Misaligned panels create gaps that are difficult to fill convincingly. Prevent this by snapping chalk lines for both horizontal and vertical reference before installing any panels. Check each panel with a level before the adhesive sets. If a panel shifts during installation, remove it immediately, scrape the adhesive, and reapply with fresh compound. Panels that shift after the adhesive has cured require cutting out and replacing.

Cracks in finished joints result from excessive compound thickness, inadequate tape embedding, or movement in the wall structure. Keep each coat thin and allow full drying time between coats. Use setting-type compound (hot mud) for the first coat, as it shrinks less and cures harder than drying-type compound. Address any underlying wall movement by adding blocking behind the wainscot area before installation. For further tips on achieving flawless wall surfaces, read our guide on achieving a flawless Level 5 drywall finish.

Standard drywall wainscoting is not suitable for bathrooms, laundry rooms, or other areas with high humidity unless the correct materials are used.
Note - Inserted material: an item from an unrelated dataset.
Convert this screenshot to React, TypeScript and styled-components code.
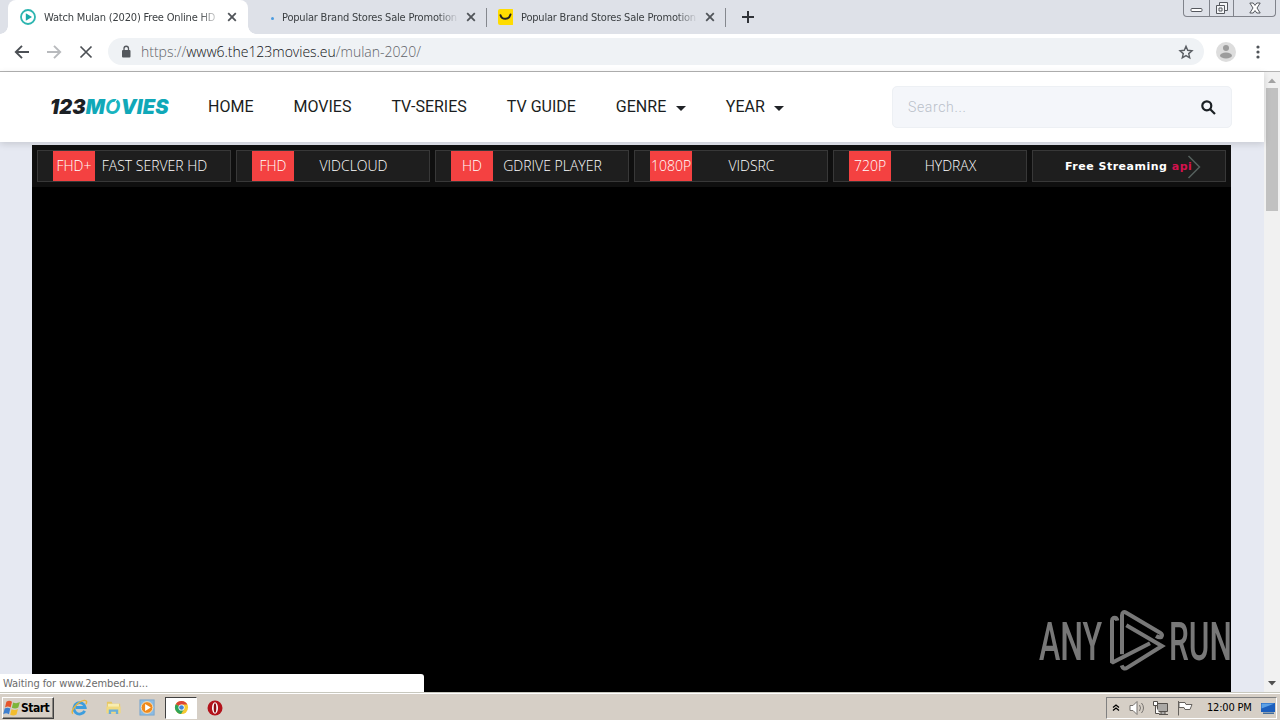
import React from 'react';
import styled, { createGlobalStyle } from 'styled-components';

const uiFont = "'DejaVu Sans Condensed', 'DejaVu Sans', sans-serif";

const GlobalStyle = createGlobalStyle`
  * {
    box-sizing: border-box;
  }

  body {
    margin: 0;
    overflow: hidden;
  }
`;

const Screen = styled.div`
  display: flex;
  flex-direction: column;
  width: 1280px;
  height: 720px;
  overflow: hidden;
  position: relative;
  font-family: ${uiFont};
`;

/* Browser chrome */

const TabStrip = styled.div`
  display: flex;
  flex: none;
  height: 34px;
  padding-left: 8px;
  background: #dee1e8;
`;

const TabBase = styled.div`
  display: flex;
  align-items: center;
  position: relative;
  height: 34px;
  width: 239px;
  padding-left: 10px;
  gap: 8px;
`;

const ActiveTab = styled(TabBase)`
  width: 240px;
  padding-left: 12px;
  background: #fff;
  border-radius: 8px 8px 0 0;

  &::before,
  &::after {
    content: '';
    position: absolute;
    bottom: 0;
    width: 8px;
    height: 8px;
  }

  &::before {
    left: -8px;
    background: radial-gradient(circle at 0 0, transparent 7.5px, #fff 8px);
  }

  &::after {
    right: -8px;
    background: radial-gradient(circle at 100% 0, transparent 7.5px, #fff 8px);
  }
`;

const IdleTab = styled(TabBase)`
  &::after {
    content: '';
    position: absolute;
    right: 0;
    top: 8px;
    width: 1px;
    height: 19px;
    background: #85888e;
  }
`;

const TabTitle = styled.span<{ $spacing: number; $width?: number }>`
  width: ${props => props.$width ?? 175}px;
  overflow: hidden;
  white-space: nowrap;
  font-size: 11px;
  line-height: 16px;
  padding-top: 1px;
  letter-spacing: ${props => props.$spacing}px;
  color: #3c4043;
  mask-image: linear-gradient(to right, #000 155px, transparent 177px);
`;

const TabIcon = styled.svg`
  flex: none;
  width: 16px;
  height: 16px;
`;

const CloseIcon = styled.svg`
  flex: none;
  width: 10px;
  height: 10px;
  margin-left: 1px;
`;

const NewTab = styled.svg`
  width: 14px;
  height: 14px;
  margin: 10px 0 0 15px;
`;

const WindowControls = styled.div`
  display: flex;
  width: 93px;
  height: 17px;
  margin: 0 4px 0 auto;
  border: 1px solid #80838b;
  border-top: 0;
  border-radius: 0 0 4px 4px;
`;

const WindowButton = styled.div<{ $width: number }>`
  display: flex;
  align-items: center;
  justify-content: center;
  width: ${props => props.$width}px;

  & + & {
    border-left: 1px solid #80838b;
  }
`;

const Toolbar = styled.div`
  display: flex;
  flex: none;
  align-items: center;
  height: 38px;
  padding: 0 10px 2px 14px;
  background: #fff;
  border-bottom: 1px solid #b3b3b3;
`;

const ToolIcon = styled.svg`
  flex: none;
  width: 16px;
  height: 16px;
  margin-right: 16px;
`;

const Omnibox = styled.div`
  display: flex;
  align-items: center;
  width: 1096px;
  height: 27px;
  margin-left: -2px;
  padding: 0 10px 0 12px;
  border-radius: 14px;
  background: #eff2f5;
`;

const Url = styled.div`
  flex: 1;
  margin-left: 9px;
  font-family: 'Open Sans', 'Noto Sans', sans-serif;
  font-weight: 300;
  font-size: 14px;
  line-height: 20px;
  letter-spacing: -0.02px;
  color: #5f6368;

  span {
    color: #101114;
  }
`;

/* Page */

const Viewport = styled.div`
  display: flex;
  flex: 1;
  min-height: 0;
  position: relative;
`;

const Page = styled.main`
  display: flex;
  flex-direction: column;
  width: 1264px;
  background: #e6e9f2;
`;

const Header = styled.header`
  display: flex;
  flex: none;
  align-items: center;
  height: 70px;
  padding: 0 32px 0 50px;
  background: #fff;
  box-shadow: 0 2px 7px rgba(0, 0, 0, 0.14);
  z-index: 1;
`;

const Logo = styled.div`
  width: 120px;
  margin-right: 38px;
  font: italic 900 20px/24px Inter, sans-serif;
  letter-spacing: 0.15px;
  white-space: nowrap;
  color: #1b2024;

  b {
    font-weight: 900;
    color: #10a8b8;
  }
`;

const LogoRing = styled.i`
  position: relative;
  font-weight: 700;
  color: #18b4c0;

  &::after {
    content: '';
    position: absolute;
    left: 10px;
    top: 4px;
    width: 1px;
    height: 5px;
    background: #fff;
    transform: rotate(35deg);
  }
`;

const Nav = styled.nav`
  display: flex;
  flex: 1;
  gap: 40px;
`;

const NavItem = styled.a`
  display: flex;
  align-items: center;
  font: 400 16px/24px Roboto, sans-serif;
  white-space: nowrap;
  color: #1a1d20;
`;

const Caret = styled.i`
  margin: 2px 0 0 9.6px;
  border: 5px solid transparent;
  border-top-color: #202327;
  border-bottom: 0;
`;

const SearchBox = styled.div`
  display: flex;
  align-items: center;
  justify-content: space-between;
  width: 340px;
  height: 42px;
  padding: 0 15px;
  border: 1px solid #edf0f4;
  border-radius: 5px;
  background: #f4f6fa;
  font: 300 14px/20px Roboto, sans-serif;
  letter-spacing: 0.65px;
  color: #b9c0c9;
`;

const Player = styled.section`
  flex: 1;
  width: 1199px;
  margin: 3px 0 0 32px;
  background: #000;
  position: relative;
  z-index: 2;
`;

const ServerBar = styled.div`
  display: flex;
  gap: 5px;
  height: 42px;
  padding: 5px 5px;
  background: #0f0f0f;
`;

const ServerButton = styled.div`
  display: flex;
  flex: none;
  align-items: center;
  width: 194px;
  height: 32px;
  padding: 0 16px 0 15px;
  border: 1px solid #383838;
  background: #1e1e1e;
  font: 350 14px/30px 'Open Sans', 'Noto Sans', sans-serif;
  color: #fff;
`;

const Quality = styled.span`
  flex: none;
  width: 42px;
  height: 30px;
  background: #f44141;
  text-align: center;
  white-space: nowrap;
`;

const ServerName = styled.span`
  flex: 1;
  text-align: center;
  white-space: nowrap;
`;

const ApiButton = styled(ServerButton)`
  position: relative;
  padding: 1px 0 0 32px;
  font: 700 11px/30px 'DejaVu Sans', sans-serif;
  letter-spacing: 0.5px;
  white-space: pre;

  b {
    color: #d5124e;
  }
`;

const ApiChevron = styled.svg`
  position: absolute;
  left: 154px;
  top: 4px;
  width: 14px;
  height: 24px;
`;

const ScrollTrack = styled.div`
  display: flex;
  flex-direction: column;
  align-items: center;
  width: 16px;
  background: #f1f1f1;
`;

const ScrollThumb = styled.div`
  width: 12px;
  height: 123px;
  margin-bottom: auto;
  background: #c1c1c1;
`;

const ScrollArrow = styled.svg`
  width: 16px;
  height: 16px;
`;

const StatusBubble = styled.div`
  position: absolute;
  left: 0;
  bottom: 0;
  z-index: 3;
  width: 424px;
  height: 18px;
  padding-left: 3px;
  border-radius: 0 3px 0 0;
  background: #fff;
  font-size: 11px;
  line-height: 19px;
  letter-spacing: -0.07px;
  color: #6b6b6b;
`;

const Watermark = styled.div`
  position: absolute;
  left: 1039px;
  top: 536px;
  z-index: 3;
  width: 193px;
  height: 66px;
  color: #858585;
  opacity: 0.9;
`;

const WatermarkWord = styled.span<{ $left: number; $scale: number }>`
  position: absolute;
  left: ${props => props.$left}px;
  top: 3px;
  font: 500 53px/62px Roboto, sans-serif;
  transform: scaleX(${props => props.$scale});
  transform-origin: 0 0;
`;

const WatermarkLogo = styled.svg`
  position: absolute;
  left: 69px;
  top: 0;
  width: 58px;
  height: 66px;
`;

/* Taskbar */

const Taskbar = styled.footer`
  display: flex;
  flex: none;
  align-items: center;
  height: 28px;
  padding: 2px 3px 0 2px;
  border-top: 1px solid #c8c8be;
  box-shadow: inset 0 1px #fff;
  background: #d6cfc6;
`;

const StartButton = styled.div`
  display: flex;
  align-items: center;
  width: 52px;
  height: 22px;
  border: 1px solid;
  border-color: #fff #404040 #404040 #fff;
  box-shadow: inset -1px -1px #8a8680;
  font: 700 12px/20px ${uiFont};
  letter-spacing: -0.5px;
  color: #000;
`;

const QuickLaunch = styled.div`
  display: flex;
  align-items: center;
  margin-left: 17px;
`;

const QuickIcon = styled.svg`
  width: 17px;
  height: 17px;
  margin-right: 17px;
`;

const RunningApp = styled.div`
  display: flex;
  align-items: center;
  justify-content: center;
  width: 32px;
  height: 22px;
  margin: 0 10px 0 -8px;
  border: 1px solid;
  border-color: #404040 #fff #fff #404040;
  background: #fff;

  svg {
    width: 15px;
    height: 15px;
  }
`;

const Tray = styled.div`
  display: flex;
  align-items: center;
  width: 171px;
  height: 22px;
  margin-left: auto;
  padding-left: 5px;
  border: 1px solid;
  border-color: #808080 #fff #fff #808080;
`;

const TrayIcon = styled.svg<{ $gap: number }>`
  flex: none;
  width: 16px;
  height: 16px;
  margin-right: ${props => props.$gap}px;
`;

const Clock = styled.span`
  flex: none;
  width: 53px;
  font-size: 11px;
  line-height: 16px;
  letter-spacing: -0.2px;
  white-space: nowrap;
  color: #000;
`;

const navItems = [
  { label: 'HOME' },
  { label: 'MOVIES' },
  { label: 'TV-SERIES' },
  { label: 'TV GUIDE' },
  { label: 'GENRE', menu: true },
  { label: 'YEAR', menu: true }
];

const servers = [
  { quality: 'FHD+', name: 'FAST SERVER HD' },
  { quality: 'FHD', name: 'VIDCLOUD' },
  { quality: 'HD', name: 'GDRIVE PLAYER' },
  { quality: '1080P', name: 'VIDSRC' },
  { quality: '720P', name: 'HYDRAX' }
];

function Close() {
  return (
    <CloseIcon viewBox="0 0 10 10">
      <path d="M1.2 1.2l7.6 7.6M8.8 1.2L1.2 8.8" stroke="#505459" strokeWidth="1.8" />
    </CloseIcon>
  );
}

function BrowserTabs() {
  return (
    <TabStrip>
      <ActiveTab>
        <TabIcon viewBox="0 0 16 16">
          <circle cx="8" cy="8" r="7" fill="#fff" stroke="#2db5b0" strokeWidth="1.8" />
          <path d="M5.8 4.2v7.6L12 8z" fill="#18a8a8" />
        </TabIcon>
        <TabTitle $spacing={-0.18} $width={174}>
          Watch Mulan (2020) Free Online HD
        </TabTitle>
        <Close />
      </ActiveTab>
      <IdleTab>
        <TabIcon viewBox="0 0 16 16">
          <circle cx="14.5" cy="9.5" r="1.5" fill="#4b9be0" />
        </TabIcon>
        <TabTitle $spacing={-0.2}>Popular Brand Stores Sale Promotion</TabTitle>
        <Close />
      </IdleTab>
      <IdleTab>
        <TabIcon viewBox="0 0 16 16">
          <rect x="1" width="16" height="16" rx="2" fill="#ffdc00" />
          <path d="M3.5 6.2c1.500 5 8.500 5 10-.7" fill="none" stroke="#222" strokeWidth="2" strokeLinecap="round" />
        </TabIcon>
        <TabTitle $spacing={-0.2}>Popular Brand Stores Sale Promotion</TabTitle>
        <Close />
      </IdleTab>
      <NewTab viewBox="0 0 14 14">
        <path d="M7 1v12M1 7h12" stroke="#303338" strokeWidth="2" />
      </NewTab>
      <WindowControls>
        <WindowButton $width={25}>
          <svg width="13" height="16">
            <rect x="1" y="8.5" width="11" height="3" rx="1" fill="#fff" stroke="#55585e" />
          </svg>
        </WindowButton>
        <WindowButton $width={25}>
          <svg width="14" height="16" fill="#f4f5f7" stroke="#55585e">
            <path d="M4.5 2.5h8v8h-8z" />
            <path d="M1.5 5.500h8v8h-8zM4 8h3v3H4z" />
          </svg>
        </WindowButton>
        <WindowButton $width={42}>
          <svg width="12" height="16">
            <path
              d="M.8 3h3.400L6 5.400 7.800 3h3.400L8 8l3.200 5H7.800L6 10.600 4.200 13H.8L4 8z"
              fill="#fff"
              stroke="#55585e"
            />
          </svg>
        </WindowButton>
      </WindowControls>
    </TabStrip>
  );
}

function AddressBar() {
  return (
    <Toolbar>
      <ToolIcon viewBox="0 0 16 16" fill="none" stroke="#4c5055" strokeWidth="1.9">
        <path d="M15 8H2M8 1.800L1.800 8 8 14.200" />
      </ToolIcon>
      <ToolIcon viewBox="0 0 16 16" fill="none" stroke="#b8babd" strokeWidth="1.9">
        <path d="M1 8h13M8 1.800L14.200 8 8 14.200" />
      </ToolIcon>
      <ToolIcon viewBox="0 0 16 16" fill="none" stroke="#4c5055" strokeWidth="1.7">
        <path d="M2.500 2.500l11 11M13.500 2.500l-11 11" />
      </ToolIcon>
      <Omnibox>
        <svg width="12" height="14" viewBox="0 0 12 14">
          <rect x="2" y="5" width="8.500" height="7.500" rx="1" fill="#54585d" />
          <path d="M4 5.500V3.500a2.250 2.250 0 0 1 4.500 0v2" fill="none" stroke="#54585d" strokeWidth="1.300" />
        </svg>
        <Url>
          https://<span>www6.the123movies.eu</span>/mulan-2020/
        </Url>
        <svg width="16" height="16" viewBox="0 0 16 16">
          <path
            d="M8 2.300l1.700 4 4.300.4-3.300 2.900 1 4.200L8 11.600l-3.700 2.200 1-4.200L2 6.700l4.300-.4z"
            fill="none"
            stroke="#5a5e63"
            strokeWidth="1.400"
          />
        </svg>
      </Omnibox>
      <svg width="20" height="20" viewBox="0 0 20 20" style={{ marginLeft: 12 }}>
        <circle cx="10" cy="10" r="10" fill="#dddddd" />
        <circle cx="10" cy="6" r="3" fill="#9c9c9c" />
        <ellipse cx="10" cy="13.500" rx="6" ry="3" fill="#9c9c9c" />
      </svg>
      <svg width="4" height="16" viewBox="0 0 4 16" style={{ marginLeft: 20 }} fill="#505459">
        <circle cx="2" cy="3" r="1.600" />
        <circle cx="2" cy="8" r="1.600" />
        <circle cx="2" cy="13" r="1.600" />
      </svg>
    </Toolbar>
  );
}

function SiteHeader() {
  return (
    <Header>
      <Logo>
        123
        <b>
          M<LogoRing>O</LogoRing>VIES
        </b>
      </Logo>
      <Nav>
        {navItems.map(item => (
          <NavItem key={item.label}>
            {item.label}
            {item.menu && <Caret />}
          </NavItem>
        ))}
      </Nav>
      <SearchBox>
        Search...
        <svg width="15" height="15" viewBox="0 0 15 15" fill="none" stroke="#1b2024" strokeWidth="2.200">
          <circle cx="5.800" cy="5.800" r="4.500" />
          <path d="M9 9l5 5" />
        </svg>
      </SearchBox>
    </Header>
  );
}

function AnyRunMark() {
  return (
    <Watermark>
      <WatermarkWord $left={0} $scale={0.605}>
        ANY
      </WatermarkWord>
      <WatermarkLogo viewBox="24 18 174 198" fill="none" stroke="currentColor" strokeWidth="12">
        <path d="M52 56Q50 46 40 48 36 50 36 56V182L150 124" strokeLinejoin="bevel" />
        <path d="M66 157V40Q67 25 80 33L180 92Q190 99 184 105 178 108 168 102" />
        <path d="M79 70L186 132 82 197Q70 205 65 190" />
      </WatermarkLogo>
      <WatermarkWord $left={130} $scale={0.595}>
        RUN
      </WatermarkWord>
    </Watermark>
  );
}

function WindowsTaskbar() {
  return (
    <Taskbar>
      <StartButton>
        <svg width="18" height="18" viewBox="0 0 16 16">
          <path d="M3 2.500C5 1 6.500 1.500 8 2.500L6.800 7.500C5 6.500 3.500 6.500 1.800 7.500z" fill="#e5552c" />
          <path d="M9 3c2 1 3.500 1 6-.3L13.600 7.600c-2 1.200-3.800 1-5.700.2z" fill="#7db53a" />
          <path d="M1.500 8.500c1.800-1 3.300-.9 5 0L5.300 13.500C3.500 12.500 2 12.500.2 13.500z" fill="#3d7fcf" />
          <path d="M7.600 9c2 1 3.600 1 5.700-.2L12 13.700c-2 1.200-3.700 1.100-5.600.2z" fill="#f3bd2e" />
        </svg>
        Start
      </StartButton>
      <QuickLaunch>
        <QuickIcon viewBox="0 0 18 18" fill="none">
          <path d="M14.500 12.500A6 6 0 1 1 15 9H5" stroke="#3d9ddd" strokeWidth="3" />
          <path d="M2 15.500C-1 13 7 2.500 14 1.500c3-.3 3 2 1.800 4" stroke="#e8b53c" strokeWidth="1.500" />
        </QuickIcon>
        <QuickIcon viewBox="0 0 18 18">
          <path d="M2 3h5l1 2h8v10H2z" fill="#e7c763" />
          <path d="M3 5h12v5H3z" fill="#f8edb0" />
          <path d="M1.500 8h15v7h-15z" fill="#f1da7f" />
          <path d="M4 16v-5h10v5h-2.500v-2.500h-5V16z" fill="#68aeda" />
        </QuickIcon>
        <QuickIcon viewBox="0 0 18 18">
          <rect x="1" y="1" width="15" height="16" fill="#8bbce4" stroke="#79a6ce" />
          <circle cx="8.500" cy="9" r="6.200" fill="#f08a1c" stroke="#fbe3bf" />
          <path d="M6.500 5.200v7.600L12.500 9z" fill="#fff" />
        </QuickIcon>
        <RunningApp>
          <svg viewBox="0 0 16 16">
            <circle cx="8" cy="8" r="7" fill="#f5c932" />
            <path d="M8 8L1.900 4.500A7 7 0 0 1 14.200 4.800H8z" fill="#dc4437" />
            <path d="M8 8L1.900 4.500A7 7 0 0 0 7.500 15l3.300-5.500z" fill="#2fa35a" />
            <circle cx="8" cy="8" r="3.300" fill="#fff" />
            <circle cx="8" cy="8" r="2.500" fill="#4285d8" />
          </svg>
        </RunningApp>
        <svg width="16" height="16" viewBox="0 0 16 16">
          <circle cx="8" cy="8" r="7.500" fill="#b3131b" />
          <ellipse cx="8" cy="8" rx="3" ry="5.800" fill="#fff" />
          <ellipse cx="8" cy="8" rx="1.300" ry="4.700" fill="#8d0c12" />
        </svg>
      </QuickLaunch>
      <Tray>
        <TrayIcon $gap={9} viewBox="0 0 16 16" style={{ width: 8 }} fill="none" stroke="#000" strokeWidth="2.600">
          <path d="M2 7l6-5 6 5M2 13l6-5 6 5" />
        </TrayIcon>
        <TrayIcon $gap={8} viewBox="0 0 16 16" fill="#fff" stroke="#77736f">
          <path d="M1 5.500h3L8 1.500v13l-4-4H1z" />
          <path d="M10.500 5q2 3 0 6M12.500 3q4 5 0 10" fill="none" />
        </TrayIcon>
        <TrayIcon $gap={8} viewBox="0 0 16 16" fill="#fff" stroke="#55514d">
          <path d="M4.500 3.500h10v8h-10z" fill="#aaa8a5" />
          <path d="M8 12h4v2H8zM6 14.500h9" />
          <path d="M.5 1.500h4v4h-4zM2.500 5.500v8h4" />
        </TrayIcon>
        <TrayIcon $gap={14} viewBox="0 0 16 16" fill="#fff" stroke="#66625e">
          <path d="M1.500 1v14.500M2 2.500h6l1 2h6l-2 5H8l-1-2H2z" />
        </TrayIcon>
        <Clock>12:00 PM</Clock>
        <TrayIcon $gap={0} viewBox="0 0 16 16">
          <path d="M1 3h14v9H1z" fill="#1d5fbd" />
          <path d="M1.500 3.500h13L1.500 8.500z" fill="#5da1e5" />
          <path d="M3 12.500h11v1.500H3z" fill="#416c9b" />
        </TrayIcon>
      </Tray>
    </Taskbar>
  );
}

function App() {
  return (
    <Screen>
      <GlobalStyle />
      <BrowserTabs />
      <AddressBar />
      <Viewport>
        <Page>
          <SiteHeader />
          <Player>
            <ServerBar>
              {servers.map(server => (
                <ServerButton key={server.name}>
                  <Quality>{server.quality}</Quality>
                  <ServerName>{server.name}</ServerName>
                </ServerButton>
              ))}
              <ApiButton>
                Free Streaming <b>api</b>
                <ApiChevron viewBox="0 0 14 24">
                  <path d="M1.500 1L12.500 12 1.500 23" fill="none" stroke="#55605d" strokeWidth="1.500" />
                </ApiChevron>
              </ApiButton>
            </ServerBar>
          </Player>
        </Page>
        <ScrollTrack>
          <ScrollArrow viewBox="0 0 16 16">
            <path d="M4 11l4-4.500L12 11z" fill="#a3a3a3" />
          </ScrollArrow>
          <ScrollThumb />
          <ScrollArrow viewBox="0 0 16 16">
            <path d="M4 5l4 4.500L12 5z" fill="#505050" />
          </ScrollArrow>
        </ScrollTrack>
        <StatusBubble>Waiting for www.2embed.ru...</StatusBubble>
        <AnyRunMark />
      </Viewport>
      <WindowsTaskbar />
    </Screen>
  );
}

export default App;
For these applications, specify moisture-resistant drywall (greenboard or purple board) for both the base layer and the decorative panels. Apply a mold-resistant primer and paint, and ensure adequate ventilation in the room. Even with these precautions, avoid installing drywall wainscot in areas subject to direct water spray, such as shower surrounds or sink backsplashes.

Drywall wainscoting created from scrap material represents one of the most cost-effective ways to add architectural interest to interior spaces. With careful planning, precise cutting, and meticulous finishing, the results rival expensive wood paneling at a fraction of the cost. The technique requires no specialized tools beyond standard drywall equipment and turns a waste product into a valued architectural feature that enhances any room’s character and durability.